Martha is now taking a combination of chemo and radiation. Last week Martha lost her long shiny hair. I haven’t seen her yet without hair. That is going to hit us all hard. I am glad that Paul was given some forewarning to take the time to say good bye. I have to forgive her for all of the past hurts. 

Our relationship with Martha has always been volatile, especially in the earlier years. When Paul and I bought our first house, Martha wanted to help me make curtains. We went together and I spent more than I expected to on material. We started the project, but before we could finish Martha got into a big fight with her son and left me with unfinished curtains. My grandma helped me finish the project.

There were countless times that Paul and Martha would fight. Martha screamed at Paul and kicked him out of her house anytime that we had to discipline the kids. She would show up late for holidays. It has been years since we celebrated any holiday with Martha. Sometimes she would cancel out at last minute or not show up at all.

One time Martha and I were going to take the kids to a water park. She was running late to the point where we weren’t going to be able to make the trip worthwhile. This was the only time that I confronted her. She didn’t talk to me for a year.
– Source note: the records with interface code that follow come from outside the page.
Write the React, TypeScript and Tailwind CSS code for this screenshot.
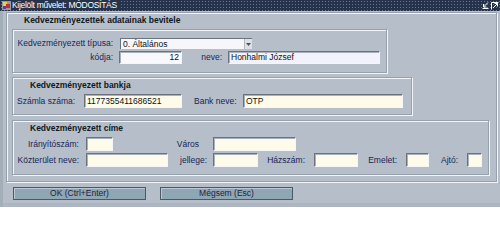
import React from "react";

const font = "font-['Liberation_Sans',Arial,sans-serif]";

// sunken edit box like the old Oracle Forms fields
function Field({
  w,
  value,
  bg = "bg-[#fffbea]",
  right = false,
}: {
  w: string;
  value?: string;
  bg?: string;
  right?: boolean;
}) {
  return (
    <div
      className={`${w} ${bg} h-full border-t border-l border-t-[#6a737c] border-l-[#6a737c] border-b border-r border-b-[#f4f6f8] border-r-[#f4f6f8] shadow-[inset_1px_1px_0_#a9b2ba] flex items-center px-[2px] text-[8.5px] text-[#101010] ${right ? "justify-end" : ""}`}
    >
      {value}
    </div>
  );
}

function Label({ w, text, cls = "text-right" }: { w: string; text: string; cls?: string }) {
  return (
    <span className={`${w} ${cls} shrink-0 text-[8.5px] text-[#182456] whitespace-nowrap`}>{text}</span>
  );
}

function GroupBox({ w, h, mt, children }: { w: string; h: string; mt: string; children: React.ReactNode }) {
  return (
    <div
      className={`${w} ${h} ${mt} ml-[5px] shrink-0 border border-[#97a1ab] shadow-[1px_1px_0_#f2f5f7,inset_1px_1px_0_#f2f5f7] flex flex-col`}
    >
      {children}
    </div>
  );
}

export default function App() {
  return (
    <div className={`w-[500px] h-[207px] min-h-[207px] overflow-hidden bg-[#b6bfc9] flex flex-col ${font} leading-none`}>
      {/* title bar */}
      <div className="h-[11px] shrink-0 flex items-center bg-[#26324a] bg-[radial-gradient(circle,#6b7a92_0.7px,transparent_0.9px)] bg-[length:3px_3px]">
        <svg width="9" height="9" viewBox="0 0 9 9" className="ml-[2px]">
          <rect x="0" y="0" width="9" height="9" fill="#9a9a9a" />
          <rect x="1" y="1" width="4" height="4" fill="#e8d040" />
          <rect x="4" y="3" width="4" height="4" fill="#c03030" />
          <rect x="1" y="5" width="3" height="3" fill="#6040a0" />
        </svg>
        <span className="ml-[1px] text-[8.5px] text-white tracking-[-0.3px] bg-[#26324a] pr-[2px]">
          Kijelölt művelet: MÓDOSÍTÁS
        </span>
        <div className="flex-1" />
        <svg width="7" height="7" viewBox="0 0 7 7" className="mr-[2px]">
          <path d="M6 0.5 L1.5 5 M1.5 2 V5 H4.5 M0.5 6.5 H6.5" stroke="#fff" strokeWidth="1" fill="none" />
        </svg>
        <svg width="8" height="8" viewBox="0 0 8 8" className="mr-[1px]">
          <path d="M0.5 7.5 V0.5 H7.5 M2 6 L6.5 1.5 M3.5 1.5 H6.5 V4.5" stroke="#fff" strokeWidth="1" fill="none" />
        </svg>
      </div>

      <div className="flex h-[196px] shrink-0 border-l-[3px] border-[#a4aeb8] bg-[#b6bfc9]">
        <div className="flex flex-col flex-1">
          {/* outer frame */}
          <div className="ml-[3px] mt-[1px] w-[491px] h-[170px] shrink-0 border border-[#97a1ab] shadow-[1px_1px_0_#f2f5f7,inset_1px_1px_0_#f2f5f7] flex flex-col">
            <div className="mt-[2px] h-[11px] flex items-center pl-[17px] text-[8.5px] font-bold text-[#101820]">
              Kedvezményezettek adatainak bevitele
            </div>

            {/* beneficiary */}
            <GroupBox w="w-[375px]" h="h-[44px]" mt="mt-[3px]">
              <div className="mt-[8px] h-[11px] flex items-center">
                <Label w="w-[100px]" text="Kedvezményezett típusa:" />
                <div className="ml-[7px] w-[132px] h-full bg-[#f6f6fb] border-t border-l border-[#6a737c] border-b-[#f4f6f8] border-r-[#f4f6f8] flex items-center">
                  <span className="pl-[2px] text-[8.5px] text-[#101010] flex-1">0. Általános</span>
                  <div className="w-[8px] h-full bg-[#dde0e4] border-l border-[#b0b8c0] flex items-center justify-center">
                    <svg width="5" height="3" viewBox="0 0 5 3">
                      <path d="M0 0 H5 L2.5 3 Z" fill="#505050" />
                    </svg>
                  </div>
                </div>
              </div>
              <div className="mt-[2px] h-[13px] flex items-center">
                <Label w="w-[100px]" text="kódja:" />
                <div className="ml-[6px] h-full">
                  <Field w="w-[63px]" value="12" bg="bg-[#f8f8fd]" right />
                </div>
                <Label w="w-[40px]" text="neve:" />
                <div className="ml-[6px] h-full">
                  <Field w="w-[152px]" value="Honhalmi József" bg="bg-[#f2f2fc]" />
                </div>
              </div>
            </GroupBox>

            {/* bank */}
            <GroupBox w="w-[400px]" h="h-[38px]" mt="mt-[4px]">
              <div className="mt-[2px] h-[10px] flex items-center pl-[17px] text-[8.5px] font-bold text-[#101820]">
                Kedvezményezett bankja
              </div>
              <div className="mt-[4px] h-[14px] flex items-center">
                <Label w="w-[71px]" cls="pl-[4px] text-left" text="Számla száma:" />
                <div className="h-full">
                  <Field w="w-[98px]" value="1177355411686521" />
                </div>
                <Label w="w-[61px]" cls="pl-[12px] text-left" text="Bank neve:" />
                <div className="h-full">
                  <Field w="w-[160px]" value="OTP" />
                </div>
              </div>
            </GroupBox>

            {/* address */}
            <GroupBox w="w-[477px]" h="h-[55px]" mt="mt-[5px]">
              <div className="mt-[2px] h-[10px] flex items-center pl-[17px] text-[8.5px] font-bold text-[#101820]">
                Kedvezményezett címe
              </div>
              <div className="mt-[4px] h-[14px] flex items-center">
                <Label w="w-[66px]" text="Irányítószám:" />
                <div className="ml-[7px] h-full">
                  <Field w="w-[27px]" />
                </div>
                <Label w="w-[86px]" text="Város" />
                <div className="ml-[14px] h-full">
                  <Field w="w-[83px]" />
                </div>
              </div>
              <div className="mt-[2px] h-[14px] flex items-center">
                <Label w="w-[66px]" text="Közterület neve:" />
                <div className="ml-[7px] h-full">
                  <Field w="w-[82px]" />
                </div>
                <Label w="w-[39px]" text="jellege:" />
                <div className="ml-[6px] h-full">
                  <Field w="w-[45px]" />
                </div>
                <Label w="w-[47px]" text="Házszám:" />
                <div className="ml-[9px] h-full">
                  <Field w="w-[44px]" />
                </div>
                <Label w="w-[39px]" text="Emelet:" />
                <div className="ml-[9px] h-full">
                  <Field w="w-[23px]" />
                </div>
                <Label w="w-[29px]" text="Ajtó:" />
                <div className="ml-[9px] h-full">
                  <Field w="w-[15px]" />
                </div>
              </div>
            </GroupBox>
          </div>

          {/* buttons */}
          <div className="mt-[5px] h-[13px] shrink-0 flex ml-[10px] gap-[14px]">
            <button className="w-[133px] h-full bg-[#8fa6b4] border border-[#4e5862] shadow-[inset_1px_1px_0_#b8c8d2] text-[8.5px] text-[#1a2440] flex items-center justify-center">
              OK (Ctrl+Enter)
            </button>
            <button className="w-[133px] h-full bg-[#8fa6b4] border border-[#4e5862] shadow-[inset_1px_1px_0_#b8c8d2] text-[8.5px] text-[#1a2440] flex items-center justify-center">
              Mégsem (Esc)
            </button>
          </div>
          <div className="h-[3px] shrink-0" />
          <div className="h-[4px] shrink-0 bg-[#aeb7c1]" />
        </div>
      </div>
    </div>
  );
}
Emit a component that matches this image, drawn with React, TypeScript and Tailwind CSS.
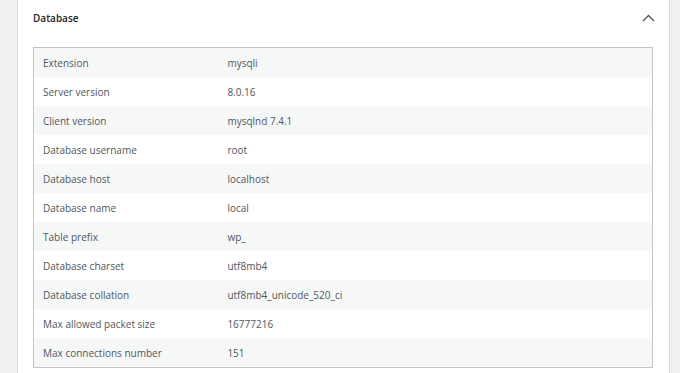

Martha often called and spoke of gambling trips that she took with friends then complained that she didn’t have money for gas to come see the kids and their events. Our relationship was marked with a lot of anger, hurt, and resentment. She is a difficult person that likes to argue and say hurtful things, and now she is dying.

This week she called Paul and asked him what we were doing for Easter. We have plans with my family. Today is Matt’s 40th birthday. My whole family will be getting together to celebrate Matt’s birthday on Saturday and then Easter on Sunday. We are able to see each other as a group a couple of times a year. I told Paul that we could cancel the Easter plans with my family to see his mother. It most likely will be her last Easter. Paul decided to keep our plans as is. 

I forgive you, Martha! I will try to remember the good times. When you weren’t crabby, you were always so much fun. Your fun loving, upbeat, optimistic attitude is hard to beat. You provide a lot of excitement. There was never a dull moment with you. You are always happy with the littlest things. You are content with what you have. You try to make the most out of situations. You always had good intentions. 

By far the best gift that Martha gave me was her son. She made the right decision when she decided to keep her unwanted pregnancy. For that, I will be forever grateful.